Enhanced degradation of 5-sulfosalicylic acid using peroxymonosulfate activated by ordered porous silica-confined Co3O4 prepared via a solvent-free confined space strategy

As 5-sulfosalicylic acid (SSA) is extensively consumed as a medical intermediate, SSA is continuously released into the environment. Due to its poor bio-degradability, SSA in water has posed threats to aquatic organisms. Therefore, advanced oxidation processes (AOPs) should be adopted for eliminating SSA. In view of many advantages of SO4 center dot--based AOPs, it is necessary to develop SO4 center dot--based AOPs for treating SSA. As peroxy-monosulfate (PMS) is selected as a source of SO4 center dot-, a Co-based heterogeneous catalyst is fabricated by a confined space strategy (CSS) to load Co3O4 into pores of ordered porous silica (OPS).
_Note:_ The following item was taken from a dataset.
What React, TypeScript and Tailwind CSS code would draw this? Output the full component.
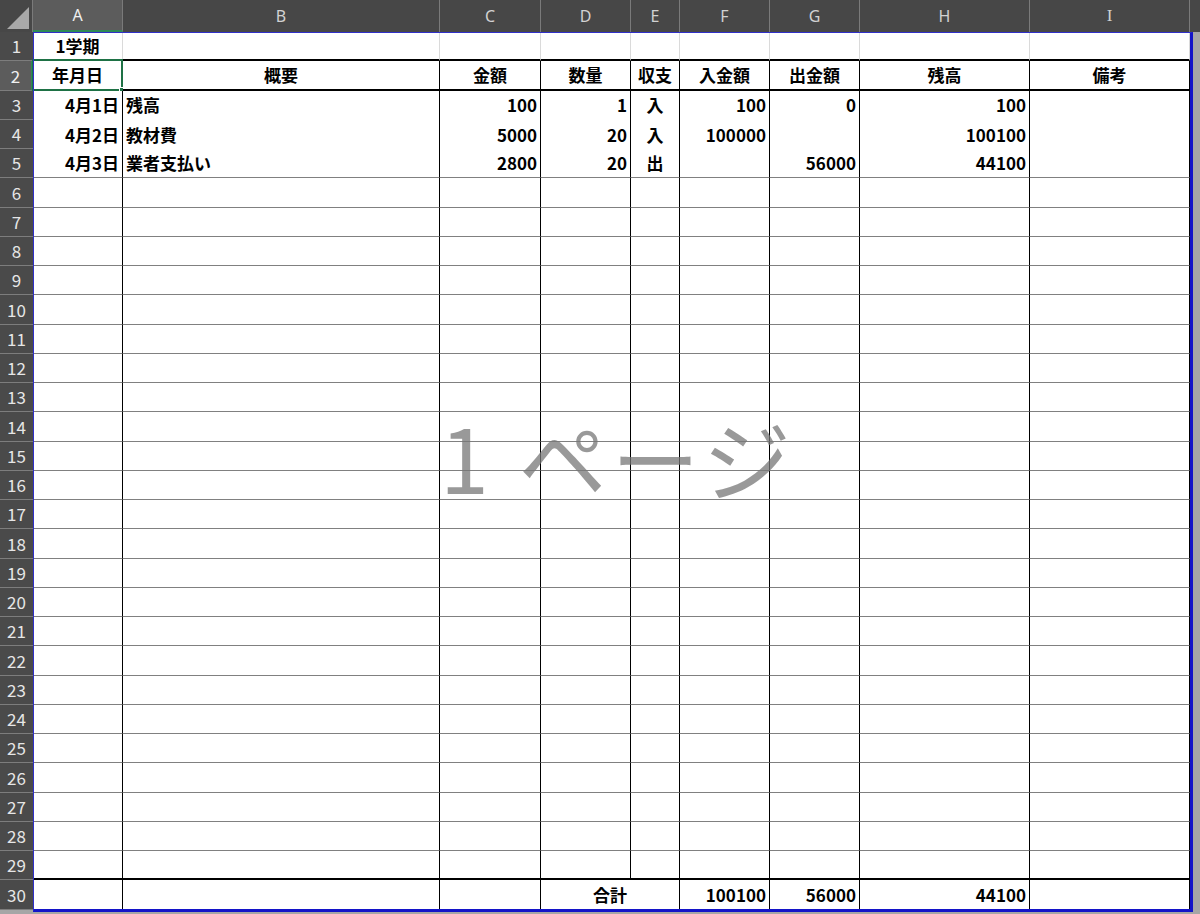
import React from "react";

type Align = "l" | "c" | "r";
type Cell = { t?: string; a?: Align; span?: number };

const COLS = [
  { k: "A", w: "w-[90px]" },
  { k: "B", w: "w-[317px]" },
  { k: "C", w: "w-[101px]" },
  { k: "D", w: "w-[90px]" },
  { k: "E", w: "w-[49px]" },
  { k: "F", w: "w-[90px]" },
  { k: "G", w: "w-[90px]" },
  { k: "H", w: "w-[170px]" },
  { k: "I", w: "w-[160px]" },
];

const blank = (n: number): Cell[] => Array.from({ length: n }, () => ({}));

const DATA: Record<number, Cell[]> = {
  1: [{ t: "1学期", a: "c" }, ...blank(8)],
  2: ["年月日", "概要", "金額", "数量", "収支", "入金額", "出金額", "残高", "備考"].map((t) => ({ t, a: "c" as Align })),
  3: [
    { t: "4月1日", a: "r" },
    { t: "残高", a: "l" },
    { t: "100", a: "r" },
    { t: "1", a: "r" },
    { t: "入", a: "c" },
    { t: "100", a: "r" },
    { t: "0", a: "r" },
    { t: "100", a: "r" },
    {},
  ],
  4: [
    { t: "4月2日", a: "r" },
    { t: "教材費", a: "l" },
    { t: "5000", a: "r" },
    { t: "20", a: "r" },
    { t: "入", a: "c" },
    { t: "100000", a: "r" },
    {},
    { t: "100100", a: "r" },
    {},
  ],
  5: [
    { t: "4月3日", a: "r" },
    { t: "業者支払い", a: "l" },
    { t: "2800", a: "r" },
    { t: "20", a: "r" },
    { t: "出", a: "c" },
    {},
    { t: "56000", a: "r" },
    { t: "44100", a: "r" },
    {},
  ],
  30: [
    {},
    {},
    {},
    { t: "合計", a: "c", span: 2 },
    { t: "100100", a: "r" },
    { t: "56000", a: "r" },
    { t: "44100", a: "r" },
    {},
  ],
};

const ROWS = Array.from({ length: 30 }, (_, i) => i + 1);

function lineClass(r: number) {
  if (r === 1) return "border-r border-r-[#dadada] border-b-2 border-b-black";
  if (r === 2) return "border-r border-r-black border-b-2 border-b-black";
  if (r === 3 || r === 4) return "border-r border-r-black";
  if (r === 29) return "border-r border-r-black border-b-2 border-b-black";
  if (r === 30) return "border-r border-r-black";
  return "border-r border-r-black border-b border-b-[#808080]";
}

const alignClass: Record<Align, string> = {
  l: "justify-start pl-[3px]",
  c: "justify-center",
  r: "justify-end pr-[3px]",
};

function SheetRow({ r }: { r: number }) {
  const cells = DATA[r] ?? blank(9);
  let col = 0;
  return (
    <div className="flex h-[29.25px]">
      <div
        className={
          r === 2
            ? "w-[33px] shrink-0 flex items-center justify-center bg-[#5c5c5c] border-b border-b-[#7d7d7d] border-r-2 border-r-[#2f8a55] text-[#f0f0f0] text-[17px]"
            : "w-[33px] shrink-0 flex items-center justify-center bg-[#4a4a4a] border-b border-b-[#7d7d7d] text-[#e6e6e6] text-[17px]"
        }
      >
        {r}
      </div>
      {cells.map((c, i) => {
        const width = c.span === 2 ? "w-[139px]" : COLS[col].w;
        const isA2 = r === 2 && col === 0;
        col += c.span ?? 1;
        return (
          <div
            key={i}
            className={`${width} shrink-0 relative flex items-center bg-white font-bold text-[17px] text-black ${lineClass(r)} ${alignClass[c.a ?? "l"]}`}
          >
            {c.t}
            {isA2 && (
              <>
                <div className="absolute -left-[1px] -top-[2px] -right-[1px] -bottom-[2px] border-2 border-[#1e7145]" />
                <div className="absolute -right-[4px] -bottom-[5px] w-[7px] h-[7px] bg-[#1e7145] border border-white" />
              </>
            )}
          </div>
        );
      })}
    </div>
  );
}

export default function App() {
  return (
    <div className="relative w-[1200px] h-[914px] overflow-hidden bg-[#a6a6a6] font-['Noto_Sans_CJK_JP','Noto_Sans',sans-serif]">
      {/* column letters */}
      <div className="flex h-[32px] bg-[#474747] font-['Noto_Sans',sans-serif] text-[16px] text-[#d2d2d2]">
        <div className="relative w-[33px] shrink-0 border-r border-r-[#7a7a7a]">
          <svg className="absolute right-[3px] bottom-[3px]" width="22" height="22" viewBox="0 0 22 22">
            <polygon points="22,0 22,22 0,22" fill="#a9a9a9" />
          </svg>
        </div>
        {COLS.map((c) => (
          <div
            key={c.k}
            className={
              c.k === "A"
                ? `${c.w} shrink-0 flex items-center justify-center bg-[#5c5c5c] border-r border-r-[#7a7a7a] border-b-2 border-b-[#2f8a55] text-[#f0f0f0]`
                : `${c.w} shrink-0 flex items-center justify-center border-r border-r-[#7a7a7a]`
            }
          >
            {c.k === "I" ? <span className="font-['Liberation_Serif',serif] text-[17px]">I</span> : c.k}
          </div>
        ))}
      </div>

      <div className="relative">
        {ROWS.map((r) => (
          <SheetRow key={r} r={r} />
        ))}

        {/* print area outline */}
        <div className="pointer-events-none absolute left-[33px] top-0 w-[1160px] h-[880px] border-l border-t border-l-[#3030c8] border-t-[#3030c8] border-r-[3px] border-b-[3px] border-r-[#1414c8] border-b-[#1414c8]" />

        {/* page watermark */}
        <div className="pointer-events-none absolute left-[440px] top-[380px] text-[88px] leading-none tracking-[5px] font-normal text-[#777777]/75 whitespace-pre">
          1 ページ
        </div>
      </div>
    </div>
  );
}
Unlike the conventionally-prepared Co-loaded OPS, which loads Co onto the template-free OPS (FS) to form CoFS, the proposed OPS-confined Co3O4 was fabricated through grinding Co into the template-retained OPS (TS), which consists of silanol groups. The OH groups of these silanol groups attract Co precursors and facilitate insertion of Co into pores of TS, resulting in CoTS. These morphologic differences between CoTS and CoFS leads to significantly different catalytic activities for PMS activation to degrade SSA. When CoFS is incapable of activating PMS effectively to degrade SSA, CoTS-activated PMS completely degrades SSA within 60 min. CoTS also exhibits much higher catalytic activities than commercial Co3O4 NPs for activating PMS to degrade SSA. In addition, CoTS-activated PMS shows a lower E-a than other catalysts for activating PMS to degrade pollutants. Degradation pathway of SSA is also proposed based on degradation intermediates. These results and findings validate that CoTS can be a promising and advantageous heterogeneous catalyst, which could be conveniently prepared, for activating PMS to degrade the emerging contaminant, SSA.